-- begin --
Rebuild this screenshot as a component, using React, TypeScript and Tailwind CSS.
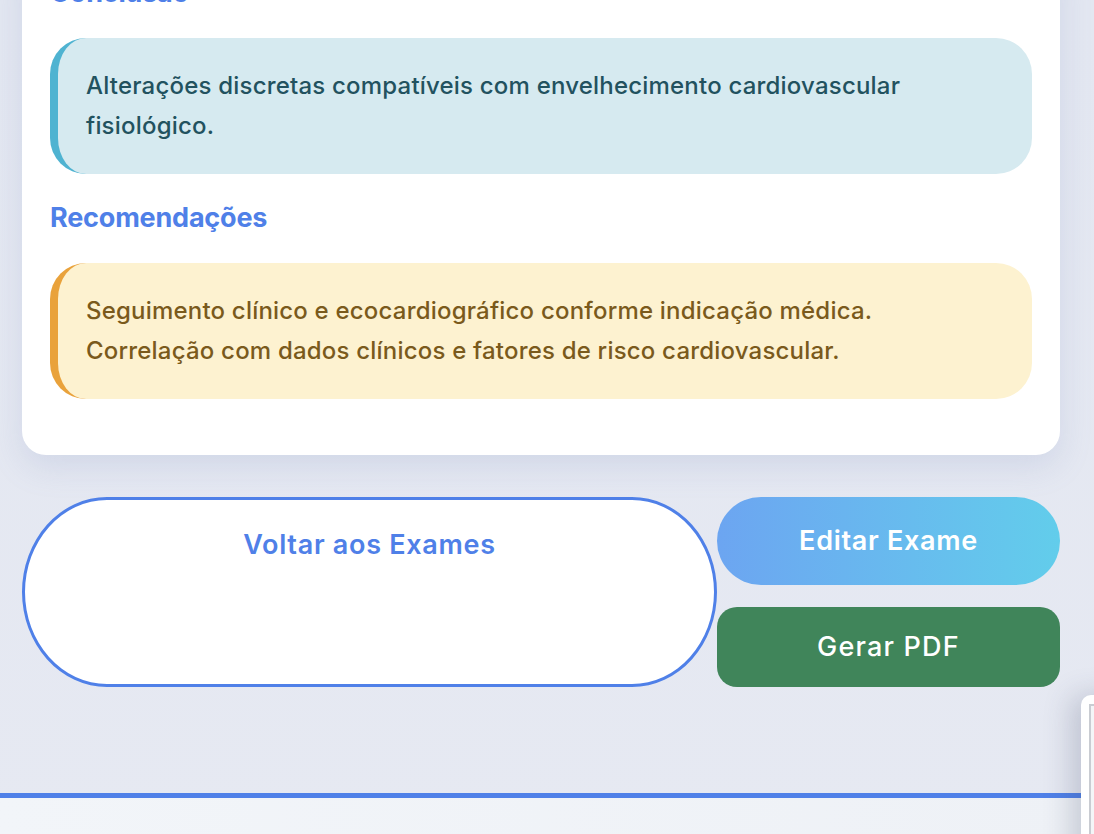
import React from "react";

const font = { fontFamily: "Inter, 'Noto Sans', sans-serif" };

function Section({
  title,
  lines,
  tone,
}: {
  title: string;
  lines: string[];
  tone: "info" | "warn";
}) {
  const box =
    tone === "info"
      ? "bg-[#d6eaf0] border-[#4fb3d1] text-[#22525f]"
      : "bg-[#fdf2d0] border-[#e9a23b] text-[#7a5a1c]";
  return (
    <section>
      <h3 className="text-[27px] leading-8 font-bold text-[#4f80e8] tracking-[-0.2px] mb-[29px]">
        {title}
      </h3>
      <div className={`rounded-[36px] border-l-[8px] px-7 py-7 ${box}`}>
        {lines.map((l, i) => (
          <p key={i} className="text-[24px] leading-10 font-medium tracking-[0.2px]">
            {l}
          </p>
        ))}
      </div>
    </section>
  );
}

export default function App() {
  return (
    <div
      style={font}
      className="relative h-[834px] overflow-hidden bg-gradient-to-b from-[#e3e7f1] to-[#e6e9f2]"
    >
      <main className="-mt-[51px] ml-[22px] w-[1038px]">
        {/* report card */}
        <div className="bg-white rounded-[24px] pt-7 px-7 pb-[56px] shadow-[0_12px_32px_rgba(120,140,190,0.18)] flex flex-col gap-7">
          <Section
            title="Conclusão"
            tone="info"
            lines={[
              "Alterações discretas compatíveis com envelhecimento cardiovascular",
              "fisiológico.",
            ]}
          />
          <Section
            title="Recomendações"
            tone="warn"
            lines={[
              "Seguimento clínico e ecocardiográfico conforme indicação médica.",
              "Correlação com dados clínicos e fatores de risco cardiovascular.",
            ]}
          />
        </div>

        {/* actions */}
        <div className="mt-[42px] flex">
          <button className="w-[695px] h-[190px] bg-white border-[3px] border-[#4f80e8] rounded-[85px/95px] flex justify-center pt-[29px] text-[27px] leading-8 font-semibold tracking-[0.7px] text-[#4f80e8]">
            Voltar aos Exames
          </button>
          <div className="flex-1 flex flex-col gap-[22px]">
            <button className="h-[88px] rounded-full bg-gradient-to-r from-[#6ca5f1] to-[#62cdeb] text-white text-[27px] font-semibold tracking-[0.7px]">
              Editar Exame
            </button>
            <button className="h-[80px] rounded-[20px] bg-[#40855a] text-white text-[27px] font-medium tracking-[1.2px]">
              Gerar PDF
            </button>
          </div>
        </div>
      </main>

      {/* footer */}
      <footer className="absolute left-0 right-0 top-[793px] bottom-0 border-t-[5px] border-[#4f80e8] bg-gradient-to-r from-[#f2f5f9] to-[#eef1f6]" />

      {/* floating widget edge */}
      <div className="absolute left-[1081px] top-[695px] w-[60px] h-[200px] bg-white rounded-tl-[10px] shadow-[-10px_0_28px_rgba(60,70,100,0.22)] pl-[8px] pt-[9px]">
        <div className="h-full border-l-2 border-t-2 border-[#c9ccd2] bg-[#f4f5f7]" />
      </div>
    </div>
  );
}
-- end --
Each line above is to be copied verbatim. Drop any image from the copy.

Rebuild this screenshot as a component, using React, TypeScript and Tailwind CSS.
import React from "react";

const font = { fontFamily: "Inter, 'Noto Sans', sans-serif" };

function Section({
  title,
  lines,
  tone,
}: {
  title: string;
  lines: string[];
  tone: "info" | "warn";
}) {
  const box =
    tone === "info"
      ? "bg-[#d6eaf0] border-[#4fb3d1] text-[#22525f]"
      : "bg-[#fdf2d0] border-[#e9a23b] text-[#7a5a1c]";
  return (
    <section>
      <h3 className="text-[27px] leading-8 font-bold text-[#4f80e8] tracking-[-0.2px] mb-[29px]">
        {title}
      </h3>
      <div className={`rounded-[36px] border-l-[8px] px-7 py-7 ${box}`}>
        {lines.map((l, i) => (
          <p key={i} className="text-[24px] leading-10 font-medium tracking-[0.2px]">
            {l}
          </p>
        ))}
      </div>
    </section>
  );
}

export default function App() {
  return (
    <div
      style={font}
      className="relative h-[834px] overflow-hidden bg-gradient-to-b from-[#e3e7f1] to-[#e6e9f2]"
    >
      <main className="-mt-[51px] ml-[22px] w-[1038px]">
        {/* report card */}
        <div className="bg-white rounded-[24px] pt-7 px-7 pb-[56px] shadow-[0_12px_32px_rgba(120,140,190,0.18)] flex flex-col gap-7">
          <Section
            title="Conclusão"
            tone="info"
            lines={[
              "Alterações discretas compatíveis com envelhecimento cardiovascular",
              "fisiológico.",
            ]}
          />
          <Section
            title="Recomendações"
            tone="warn"
            lines={[
              "Seguimento clínico e ecocardiográfico conforme indicação médica.",
              "Correlação com dados clínicos e fatores de risco cardiovascular.",
            ]}
          />
        </div>

        {/* actions */}
        <div className="mt-[42px] flex">
          <button className="w-[695px] h-[190px] bg-white border-[3px] border-[#4f80e8] rounded-[85px/95px] flex justify-center pt-[29px] text-[27px] leading-8 font-semibold tracking-[0.7px] text-[#4f80e8]">
            Voltar aos Exames
          </button>
          <div className="flex-1 flex flex-col gap-[22px]">
            <button className="h-[88px] rounded-full bg-gradient-to-r from-[#6ca5f1] to-[#62cdeb] text-white text-[27px] font-semibold tracking-[0.7px]">
              Editar Exame
            </button>
            <button className="h-[80px] rounded-[20px] bg-[#40855a] text-white text-[27px] font-medium tracking-[1.2px]">
              Gerar PDF
            </button>
          </div>
        </div>
      </main>

      {/* footer */}
      <footer className="absolute left-0 right-0 top-[793px] bottom-0 border-t-[5px] border-[#4f80e8] bg-gradient-to-r from-[#f2f5f9] to-[#eef1f6]" />

      {/* floating widget edge */}
      <div className="absolute left-[1081px] top-[695px] w-[60px] h-[200px] bg-white rounded-tl-[10px] shadow-[-10px_0_28px_rgba(60,70,100,0.22)] pl-[8px] pt-[9px]">
        <div className="h-full border-l-2 border-t-2 border-[#c9ccd2] bg-[#f4f5f7]" />
      </div>
    </div>
  );
}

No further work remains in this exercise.